*WHAT YOU SHOULD DO*: Extract word for word the lines of the listing from its start to the line holding "const LINE = '#161616';", both ends kept; pictures are not part of the copy.

*MATERIAL PROVIDED*:
··········

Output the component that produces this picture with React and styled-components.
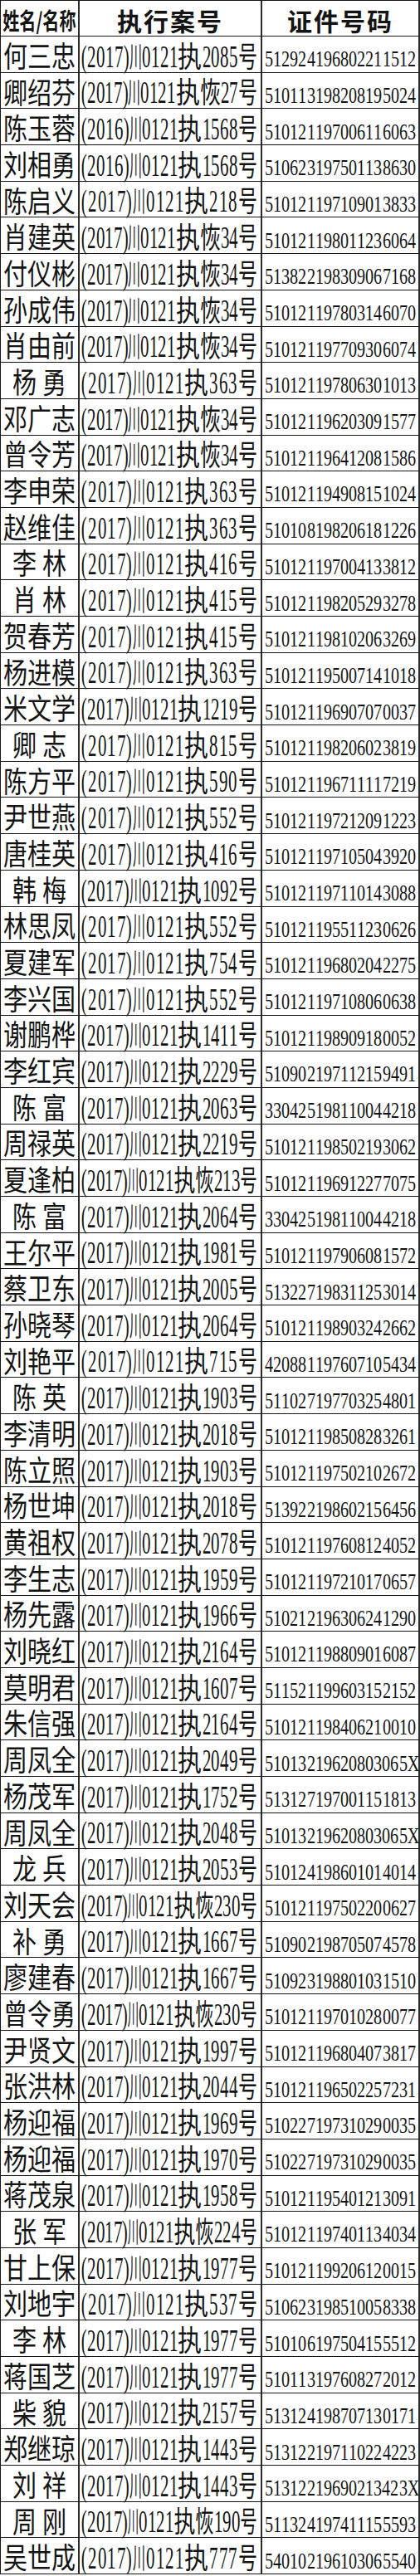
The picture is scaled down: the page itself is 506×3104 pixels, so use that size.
import React from 'react';
import styled, { createGlobalStyle } from 'styled-components';

const GlobalStyle = createGlobalStyle`
  html, body { margin: 0; padding: 0; background: #ffffff; }
  body { width: 506px; }
`;

const HAN = `"Noto Sans CJK SC", "Noto Sans CJK TC", sans-serif`;
const NUM = `"Liberation Serif", "Times New Roman", serif`;
const LINE = '#161616';

const DATA = [
  ['何三忠', '(2017)川0121执2085号', '512924196802211512'],
  ['卿绍芬', '(2017)川0121执恢27号', '510113198208195024'],
  ['陈玉蓉', '(2016)川0121执1568号', '510121197006116063'],
  ['刘相勇', '(2016)川0121执1568号', '510623197501138630'],
  ['陈启义', '(2017)川0121执218号', '510121197109013833'],
  ['肖建英', '(2017)川0121执恢34号', '510121198011236064'],
  ['付仪彬', '(2017)川0121执恢34号', '513822198309067168'],
  ['孙成伟', '(2017)川0121执恢34号', '510121197803146070'],
  ['肖由前', '(2017)川0121执恢34号', '510121197709306074'],
  ['杨勇', '(2017)川0121执363号', '510121197806301013'],
  ['邓广志', '(2017)川0121执恢34号', '510121196203091577'],
  ['曾令芳', '(2017)川0121执恢34号', '510121196412081586'],
  ['李申荣', '(2017)川0121执363号', '510121194908151024'],
  ['赵维佳', '(2017)川0121执363号', '510108198206181226'],
  ['李林', '(2017)川0121执416号', '510121197004133812'],
  ['肖林', '(2017)川0121执415号', '510121198205293278'],
  ['贺春芳', '(2017)川0121执415号', '510121198102063269'],
  ['杨进模', '(2017)川0121执363号', '510121195007141018'],
  ['米文学', '(2017)川0121执1219号', '510121196907070037'],
  ['卿志', '(2017)川0121执815号', '510121198206023819'],
  ['陈方平', '(2017)川0121执590号', '510121196711117219'],
  ['尹世燕', '(2017)川0121执552号', '510121197212091223'],
  ['唐桂英', '(2017)川0121执416号', '510121197105043920'],
  ['韩梅', '(2017)川0121执1092号', '510121197110143088'],
  ['林思凤', '(2017)川0121执552号', '510121195511230626'],
  ['夏建军', '(2017)川0121执754号', '510121196802042275'],
  ['李兴国', '(2017)川0121执552号', '510121197108060638'],
  ['谢鹏桦', '(2017)川0121执1411号', '510121198909180052'],
  ['李红宾', '(2017)川0121执2229号', '510902197112159491'],
  ['陈富', '(2017)川0121执2063号', '330425198110044218'],
  ['周禄英', '(2017)川0121执2219号', '510121198502193062'],
  ['夏逢柏', '(2017)川0121执恢213号', '510121196912277075'],
  ['陈富', '(2017)川0121执2064号', '330425198110044218'],
  ['王尔平', '(2017)川0121执1981号', '510121197906081572'],
  ['蔡卫东', '(2017)川0121执2005号', '513227198311253014'],
  ['孙晓琴', '(2017)川0121执2064号', '510121198903242662'],
  ['刘艳平', '(2017)川0121执715号', '420881197607105434'],
  ['陈英', '(2017)川0121执1903号', '511027197703254801'],
  ['李清明', '(2017)川0121执2018号', '510121198508283261'],
  ['陈立照', '(2017)川0121执1903号', '510121197502102672'],
  ['杨世坤', '(2017)川0121执2018号', '513922198602156456'],
  ['黄祖权', '(2017)川0121执2078号', '510121197608124052'],
  ['李生志', '(2017)川0121执1959号', '510121197210170657'],
  ['杨先露', '(2017)川0121执1966号', '510212196306241290'],
  ['刘晓红', '(2017)川0121执2164号', '510121198809016087'],
  ['莫明君', '(2017)川0121执1607号', '511521199603152152'],
  ['朱信强', '(2017)川0121执2164号', '510121198406210010'],
  ['周凤全', '(2017)川0121执2049号', '51013219620803065X'],
  ['杨茂军', '(2017)川0121执1752号', '513127197001151813'],
  ['周凤全', '(2017)川0121执2048号', '51013219620803065X'],
  ['龙兵', '(2017)川0121执2053号', '510124198601014014'],
  ['刘天会', '(2017)川0121执恢230号', '510121197502200627'],
  ['补勇', '(2017)川0121执1667号', '510902198705074578'],
  ['廖建春', '(2017)川0121执1667号', '510923198801031510'],
  ['曾令勇', '(2017)川0121执恢230号', '510121197010280077'],
  ['尹贤文', '(2017)川0121执1997号', '510121196804073817'],
  ['张洪林', '(2017)川0121执2044号', '510121196502257231'],
  ['杨迎福', '(2017)川0121执1969号', '510227197310290035'],
  ['杨迎福', '(2017)川0121执1970号', '510227197310290035'],
  ['蒋茂泉', '(2017)川0121执1958号', '510121195401213091'],
  ['张军', '(2017)川0121执恢224号', '510121197401134034'],
  ['甘上保', '(2017)川0121执1977号', '510121199206120015'],
  ['刘地宇', '(2017)川0121执537号', '510623198510058338'],
  ['李林', '(2017)川0121执1977号', '510106197504155512'],
  ['蒋国芝', '(2017)川0121执1977号', '510113197608272012'],
  ['柴貌', '(2017)川0121执2157号', '513124198707130171'],
  ['郑继琼', '(2017)川0121执1443号', '513122197110224223'],
  ['刘祥', '(2017)川0121执1443号', '51312219690213423X'],
  ['周刚', '(2017)川0121执恢190号', '511324197411155593'],
  ['吴世成', '(2017)川0121执777号', '540102196103065540'],
];

const Sheet = styled.div`
  width: 506px;
  box-sizing: border-box;
  border-top: 1px solid ${LINE};
  border-left: 1px solid ${LINE};
  color: #141414;
`;

const Row = styled.div`
  display: grid;
  grid-template-columns: 95px 220px 190px;
  height: ${(p) => (p.$head ? 43 : 43.7)}px;
`;

const Cell = styled.div`
  box-sizing: border-box;
  min-width: 0;
  border-right: 2px solid #2b2b2b;
  border-bottom: 1px solid ${LINE};
  display: flex;
`;

const HeadCell = styled(Cell)`
  align-items: center;
  justify-content: center;
  padding-top: 3px;
`;

const NameCell = styled(Cell)`
  align-items: center;
  justify-content: center;
`;

const CaseCell = styled(Cell)`
  flex-direction: column;
  justify-content: flex-end;
  padding: 0 4px 0 2px;
`;

const IdCell = styled(Cell)`
  flex-direction: column;
  justify-content: flex-end;
  padding: 0 3px 1.5px 3px;
`;

const HeadText = styled.span`
  display: inline-block;
  flex: none;
  white-space: nowrap;
  font-family: ${HAN};
  font-weight: 700;
  font-size: ${(p) => p.$fs}px;
  line-height: 1;
  letter-spacing: ${(p) => p.$ls || 0}px;
  transform: scaleX(${(p) => p.$sx || 1});
`;

const NameLine = styled.div`
  display: flex;
  align-items: center;
  justify-content: center;
  gap: ${(p) => p.$gap}px;
  white-space: nowrap;
`;

const FitLine = styled.div`
  display: flex;
  align-items: baseline;
  justify-content: space-between;
  white-space: nowrap;
`;

const Glyph = styled.span`
  display: inline-block;
  flex: none;
  line-height: 1;
  font-size: ${(p) => p.$fs}px;
  transform: scaleX(${(p) => p.$sx});
  margin: 0 ${(p) => (-(1 - p.$sx) * p.$adv * p.$fs) / 2}px;
`;

const HanGlyph = styled(Glyph)`
  font-family: ${HAN};
  font-weight: 400;
`;

const NumGlyph = styled(Glyph)`
  font-family: ${NUM};
`;

const NUM_ADV = { '(': 0.333, ')': 0.333, X: 0.722 };
const numAdv = (c) => NUM_ADV[c] || 0.5;
const isNum = (c) => /[0-9()X]/.test(c);

const CASE_NUM_FS = 37;
const CASE_NUM_SX = 0.565;
const CASE_HAN_FS = 35;
const CASE_HAN_W = { 川: 15, 执: 29, 恢: 25, 号: 23 };
const CASE_AVAIL = 211;

function CaseNumber({ text }) {
  const chars = Array.from(text);
  const numTotal = chars
    .filter(isNum)
    .reduce((s, c) => s + numAdv(c) * CASE_NUM_FS * CASE_NUM_SX, 0);
  const hanTotal = chars
    .filter((c) => !isNum(c))
    .reduce((s, c) => s + (CASE_HAN_W[c] || 27), 0);
  const k = Math.min(1, (CASE_AVAIL - numTotal) / hanTotal);
  return (
    <FitLine>
      {chars.map((c, i) =>
        isNum(c) ? (
          <NumGlyph key={i} $fs={CASE_NUM_FS} $sx={CASE_NUM_SX} $adv={numAdv(c)}>
            {c}
          </NumGlyph>
        ) : (
          <HanGlyph
            key={i}
            $fs={CASE_HAN_FS}
            $sx={((CASE_HAN_W[c] || 27) * k) / CASE_HAN_FS}
            $adv={1}
          >
            {c}
          </HanGlyph>
        )
      )}
    </FitLine>
  );
}

function IdNumber({ text }) {
  return (
    <FitLine>
      {Array.from(text).map((c, i) => (
        <NumGlyph key={i} $fs={28} $sx={0.72} $adv={numAdv(c)}>
          {c}
        </NumGlyph>
      ))}
    </FitLine>
  );
}

function Name({ text }) {
  const chars = Array.from(text);
  return (
    <NameLine $gap={chars.length === 2 ? 6 : 0}>
      {chars.map((c, i) => (
        <HanGlyph key={i} $fs={35} $sx={0.83} $adv={1}>
          {c}
        </HanGlyph>
      ))}
    </NameLine>
  );
}

export default function App() {
  return (
    <>
      <GlobalStyle />
      <Sheet>
        <Row $head>
          <HeadCell>
            <HeadText $fs={28} $sx={0.72}>姓名/名称</HeadText>
          </HeadCell>
          <HeadCell>
            <HeadText $fs={30} $ls={2}>执行案号</HeadText>
          </HeadCell>
          <HeadCell>
            <HeadText $fs={30} $ls={2}>证件号码</HeadText>
          </HeadCell>
        </Row>
        {DATA.map(([name, caseNo, id], i) => (
          <Row key={i}>
            <NameCell>
              <Name text={name} />
            </NameCell>
            <CaseCell>
              <CaseNumber text={caseNo} />
            </CaseCell>
            <IdCell>
              <IdNumber text={id} />
            </IdCell>
          </Row>
        ))}
      </Sheet>
    </>
  );
}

··········

*REPLY TO THE EXERCISE*:
Output the component that produces this picture with React and styled-components.
The picture is scaled down: the page itself is 506×3104 pixels, so use that size.
import React from 'react';
import styled, { createGlobalStyle } from 'styled-components';

const GlobalStyle = createGlobalStyle`
  html, body { margin: 0; padding: 0; background: #ffffff; }
  body { width: 506px; }
`;

const HAN = `"Noto Sans CJK SC", "Noto Sans CJK TC", sans-serif`;
const NUM = `"Liberation Serif", "Times New Roman", serif`;
const LINE = '#161616';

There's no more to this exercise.